▸ Work to do
Note how many lines hold "React" and report that number by itself.

▸ Supplied data
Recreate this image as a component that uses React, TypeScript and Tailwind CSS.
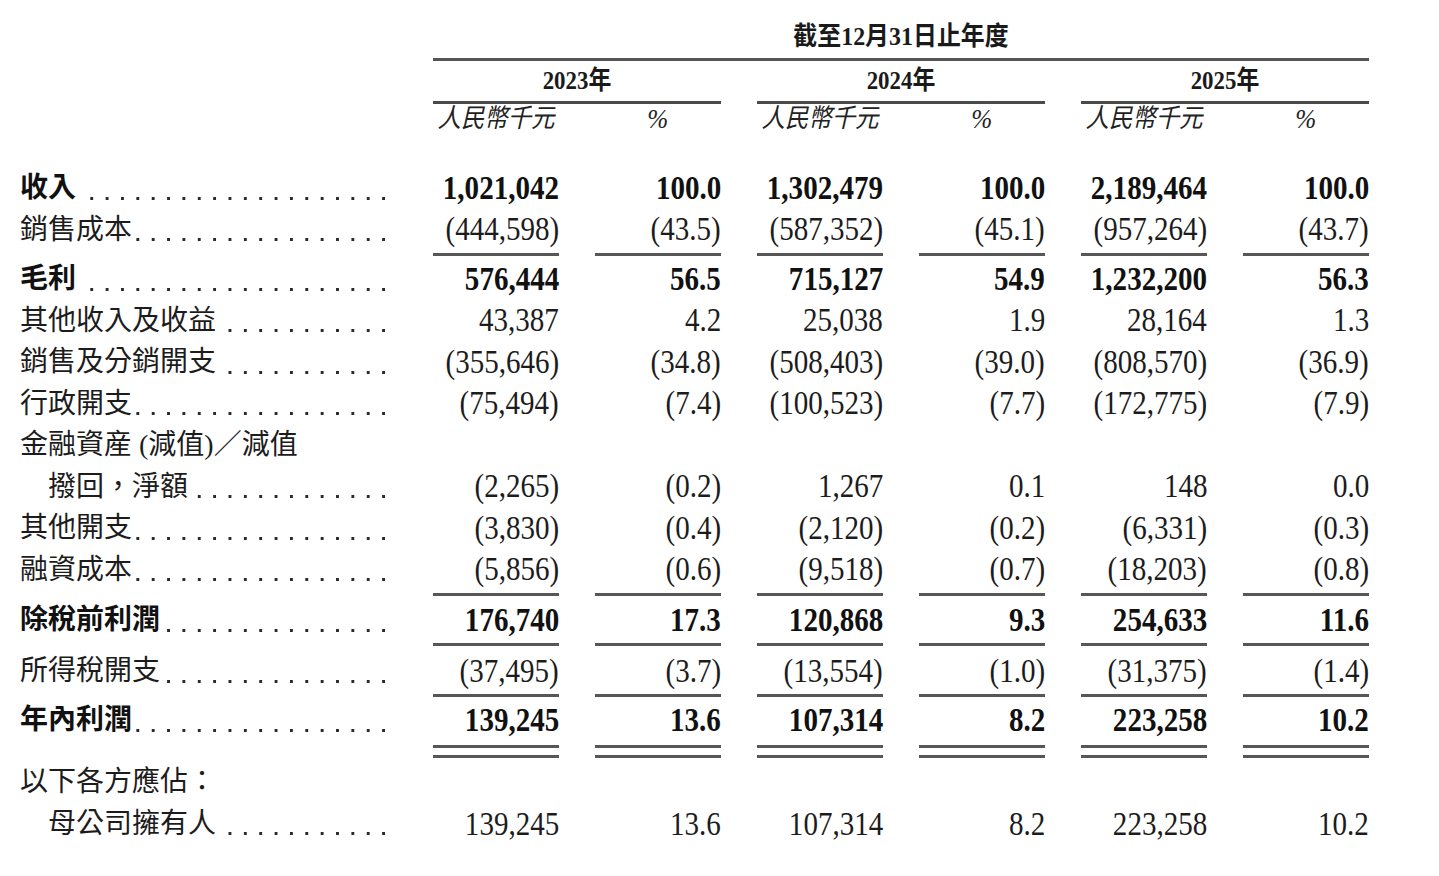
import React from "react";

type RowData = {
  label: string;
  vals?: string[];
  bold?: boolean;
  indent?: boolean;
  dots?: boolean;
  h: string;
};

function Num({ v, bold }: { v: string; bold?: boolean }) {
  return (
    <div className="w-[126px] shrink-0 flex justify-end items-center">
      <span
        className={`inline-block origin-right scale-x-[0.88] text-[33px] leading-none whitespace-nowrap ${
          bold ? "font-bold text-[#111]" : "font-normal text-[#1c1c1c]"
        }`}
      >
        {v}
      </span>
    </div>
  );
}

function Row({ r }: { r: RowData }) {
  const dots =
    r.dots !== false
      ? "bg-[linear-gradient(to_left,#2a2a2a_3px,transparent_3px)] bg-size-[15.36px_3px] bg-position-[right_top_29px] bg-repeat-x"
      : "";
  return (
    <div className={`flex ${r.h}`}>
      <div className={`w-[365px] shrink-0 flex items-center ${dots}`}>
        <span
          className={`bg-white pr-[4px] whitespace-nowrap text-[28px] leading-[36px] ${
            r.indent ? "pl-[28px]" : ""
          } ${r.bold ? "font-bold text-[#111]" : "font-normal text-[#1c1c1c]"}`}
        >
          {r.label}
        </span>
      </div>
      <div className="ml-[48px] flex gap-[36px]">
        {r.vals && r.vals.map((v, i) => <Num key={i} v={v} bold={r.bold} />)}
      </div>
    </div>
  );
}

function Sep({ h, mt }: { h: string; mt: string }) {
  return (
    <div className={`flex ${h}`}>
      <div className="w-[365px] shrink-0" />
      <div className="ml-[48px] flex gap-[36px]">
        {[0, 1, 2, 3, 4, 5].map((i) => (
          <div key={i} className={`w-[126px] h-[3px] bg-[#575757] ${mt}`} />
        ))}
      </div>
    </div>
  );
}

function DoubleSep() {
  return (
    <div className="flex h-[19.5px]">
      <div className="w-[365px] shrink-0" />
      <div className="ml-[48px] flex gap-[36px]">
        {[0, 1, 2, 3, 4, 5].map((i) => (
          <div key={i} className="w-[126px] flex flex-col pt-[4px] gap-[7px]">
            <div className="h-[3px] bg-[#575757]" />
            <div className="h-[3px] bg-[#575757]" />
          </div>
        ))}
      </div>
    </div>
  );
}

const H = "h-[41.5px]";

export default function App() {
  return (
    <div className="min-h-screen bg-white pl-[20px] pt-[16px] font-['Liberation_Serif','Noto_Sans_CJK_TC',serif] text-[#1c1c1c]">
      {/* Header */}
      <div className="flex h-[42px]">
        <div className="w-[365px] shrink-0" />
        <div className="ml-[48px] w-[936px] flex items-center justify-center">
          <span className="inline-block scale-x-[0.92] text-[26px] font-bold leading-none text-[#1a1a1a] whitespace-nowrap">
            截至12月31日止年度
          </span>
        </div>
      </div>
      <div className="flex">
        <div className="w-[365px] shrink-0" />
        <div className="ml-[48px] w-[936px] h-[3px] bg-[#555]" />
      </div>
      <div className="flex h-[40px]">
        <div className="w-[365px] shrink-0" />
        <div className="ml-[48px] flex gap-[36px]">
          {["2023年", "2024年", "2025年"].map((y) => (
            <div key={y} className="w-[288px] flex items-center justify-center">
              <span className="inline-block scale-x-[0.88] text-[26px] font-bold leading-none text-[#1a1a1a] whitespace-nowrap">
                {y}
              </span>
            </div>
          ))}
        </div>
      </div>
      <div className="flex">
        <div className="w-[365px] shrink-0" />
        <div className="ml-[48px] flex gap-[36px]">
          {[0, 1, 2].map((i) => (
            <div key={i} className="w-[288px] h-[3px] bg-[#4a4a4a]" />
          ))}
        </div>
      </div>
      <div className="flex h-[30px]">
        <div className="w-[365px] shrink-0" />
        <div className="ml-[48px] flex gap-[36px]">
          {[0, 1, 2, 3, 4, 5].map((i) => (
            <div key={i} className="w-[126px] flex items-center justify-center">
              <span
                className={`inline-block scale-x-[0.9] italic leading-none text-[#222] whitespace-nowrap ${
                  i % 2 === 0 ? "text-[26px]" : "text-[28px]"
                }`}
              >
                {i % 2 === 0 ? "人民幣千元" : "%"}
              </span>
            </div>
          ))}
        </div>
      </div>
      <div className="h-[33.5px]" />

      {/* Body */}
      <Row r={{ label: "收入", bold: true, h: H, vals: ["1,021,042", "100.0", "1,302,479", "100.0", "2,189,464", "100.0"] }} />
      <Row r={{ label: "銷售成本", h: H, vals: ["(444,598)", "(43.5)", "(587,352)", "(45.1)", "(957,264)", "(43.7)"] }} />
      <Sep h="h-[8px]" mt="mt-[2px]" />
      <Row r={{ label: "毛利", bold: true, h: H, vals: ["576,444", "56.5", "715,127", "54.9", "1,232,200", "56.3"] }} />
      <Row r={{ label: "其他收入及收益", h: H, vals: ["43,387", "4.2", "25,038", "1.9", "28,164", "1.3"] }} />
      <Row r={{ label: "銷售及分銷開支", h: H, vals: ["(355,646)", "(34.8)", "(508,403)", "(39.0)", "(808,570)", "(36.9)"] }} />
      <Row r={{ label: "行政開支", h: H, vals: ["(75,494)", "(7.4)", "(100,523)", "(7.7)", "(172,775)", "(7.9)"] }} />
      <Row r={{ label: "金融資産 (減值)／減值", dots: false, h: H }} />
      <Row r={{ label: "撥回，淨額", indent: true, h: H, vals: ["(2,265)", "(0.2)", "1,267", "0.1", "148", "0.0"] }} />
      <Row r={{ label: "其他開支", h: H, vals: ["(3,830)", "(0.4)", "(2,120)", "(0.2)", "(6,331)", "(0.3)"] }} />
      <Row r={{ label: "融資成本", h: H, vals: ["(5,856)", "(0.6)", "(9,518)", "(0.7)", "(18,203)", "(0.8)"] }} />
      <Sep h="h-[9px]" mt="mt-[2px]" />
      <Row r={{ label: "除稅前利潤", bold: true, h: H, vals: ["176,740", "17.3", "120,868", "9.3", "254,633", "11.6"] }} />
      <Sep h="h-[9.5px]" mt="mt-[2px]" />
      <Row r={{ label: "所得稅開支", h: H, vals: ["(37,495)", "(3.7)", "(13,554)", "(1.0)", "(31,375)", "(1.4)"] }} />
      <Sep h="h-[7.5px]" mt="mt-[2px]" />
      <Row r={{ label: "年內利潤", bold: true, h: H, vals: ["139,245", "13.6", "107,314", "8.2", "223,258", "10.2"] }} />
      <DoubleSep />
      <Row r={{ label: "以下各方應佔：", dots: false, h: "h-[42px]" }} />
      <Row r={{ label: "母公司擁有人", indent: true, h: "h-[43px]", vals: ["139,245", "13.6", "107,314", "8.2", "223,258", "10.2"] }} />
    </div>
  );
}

▸ Written response
2